President Donald Trump said in the presidential debate Tuesday night that California wildfires would not be happening if the state had better forest management, a claim that is misleading for multiple reasons.
Trump said during the debate with Democratic Presidential Nominee Joe Biden that he gets calls every year about the California wildfires and the state needing emergency help.
“If you had good forest management you wouldn’t be getting those calls,” he said. He acknowledged that climate change might contribute, but insisted that proper forest management would be enough.
Scientists have agreed that climate change is a major reason the wildfires in the state have gotten worse, and the majority of the forests of the state are owned by the federal government, not the state government.

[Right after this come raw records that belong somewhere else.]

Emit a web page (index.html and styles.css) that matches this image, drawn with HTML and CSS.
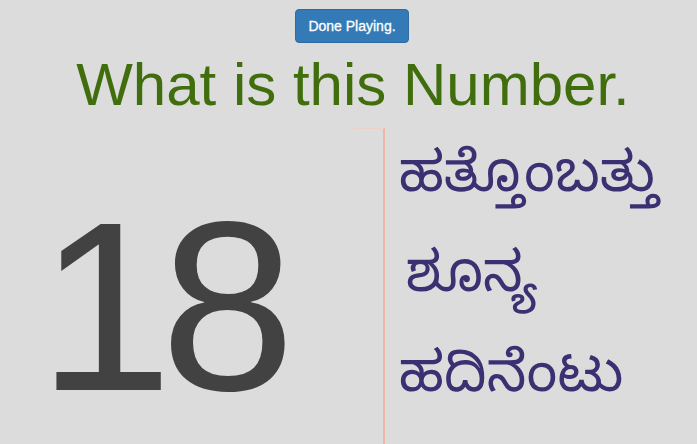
FILE: index.html
```html
<!DOCTYPE html>
<html>
<head>
<meta charset="utf-8">
<link rel="stylesheet" href="styles.css">
</head>
<body>
<div class="page">
  <div class="top">
    <button class="btn">Done Playing.</button>
  </div>
  <h1 class="title">What is this Number.</h1>
  <div class="game">
    <div class="number-col">
      <div class="number">18</div>
    </div>
    <div class="divider"></div>
    <div class="words">
      <div class="word">ಹತ್ತೊಂಬತ್ತು</div>
      <div class="word indent">ಶೂನ್ಯ</div>
      <div class="word">ಹದಿನೆಂಟು</div>
    </div>
  </div>
</div>
</body>
</html>
```

FILE: styles.css
```css
html, body {
  margin: 0;
  padding: 0;
  background: #dcdcdc;
  overflow: hidden;
}
.page {
  width: 697px;
  height: 444px;
  font-family: "Liberation Sans", Arial, sans-serif;
}
.top {
  display: flex;
  justify-content: center;
  padding-top: 9px;
  padding-left: 7px;
}
.btn {
  font-family: "Liberation Sans", Arial, sans-serif;
  font-size: 14px;
  line-height: 20px;
  color: #fff;
  background: #337ab7;
  border: 1px solid #2e6da4;
  border-radius: 4px;
  padding: 6px 12px;
  width: 114px;
  height: 34px;
  -webkit-text-stroke: 0.3px #fff;
}
.title {
  margin: 8px 0 0 0;
  text-align: center;
  padding-left: 9px;
  font-weight: normal;
  font-size: 60px;
  line-height: 68px;
  color: #416e0d;
}
.game {
  display: flex;
  margin-top: 9px;
}
.number-col {
  width: 354px;
  display: flex;
  justify-content: flex-start;
}
.number {
  font-size: 242px;
  line-height: 1;
  color: #424242;
  padding-left: 38px;
  padding-top: 57px;
  letter-spacing: -12px;
}
.divider {
  width: 29px;
  height: 330px;
  border-top: 1px solid #efd0c6;
  border-right: 2px solid #efb7a6;
}
.words {
  padding-left: 14px;
  padding-top: 7px;
  display: flex;
  flex-direction: column;
  font-family: "Noto Sans Kannada", "Noto Sans", sans-serif;
  color: #3a3072;
  font-size: 56px;
}
.word {
  height: 100px;
  line-height: 98px;
}
.indent {
  padding-left: 7px;
}
```
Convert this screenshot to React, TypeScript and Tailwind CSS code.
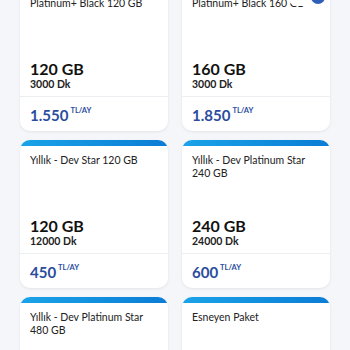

California has seen the worst year for wildfires on record, far outpacing even the previous worst year. In recent days, wildfires have ravaged California’s wine country, which is not known for forested terrain.
More than 3.6 million acres have burned in California so far this year, more than half of the total 7 million acres that burned between 2001 and 2010.
Eight of the 10 largest fires in California history have burned in the past decade.
There are multiple reasons for that, including climate change, more needed forest management and homes creeping into higher risk areas. But some Republicans downplay or even deny that climate change plays a role, despite overwhelming scientific agreement on the matter.
Trump visited California recently, meeting with state officials to discuss the impact and solutions to California’s wildfire crisis. California officials repeatedly pressed Trump to acknowledge that climate change played a role in increased wildfire risk, to which Trump said “it’ll start getting cooler.”
“I wish science agreed with you,” responded California Natural Resource Secretary Wade Crawfoot.
“I don’t think science knows, actually,” Trump said.
Temperatures in California have steadily risen by about three degrees Fahrenheit since the Industrial Revolution, which is even faster than temperatures in the rest of the U.S. While it may sound small, it means snows in Northern California are melting sooner, leaving trees without moisture for longer periods of the year, and the air is drying out faster, which sucks more moisture out of plants and trees. Plants and trees devoid of moisture will die, becoming easy tinder for wildfires.
More than 150 million trees have died in California since 2010.
That means fires, once they start, will typically spread further and more quickly. And since 57 percent of California’s forests are owned by the federal government – 19 million acres of 33 million acres of forests – officials can’t do enough forest management to keep up with the pace that trees are dying.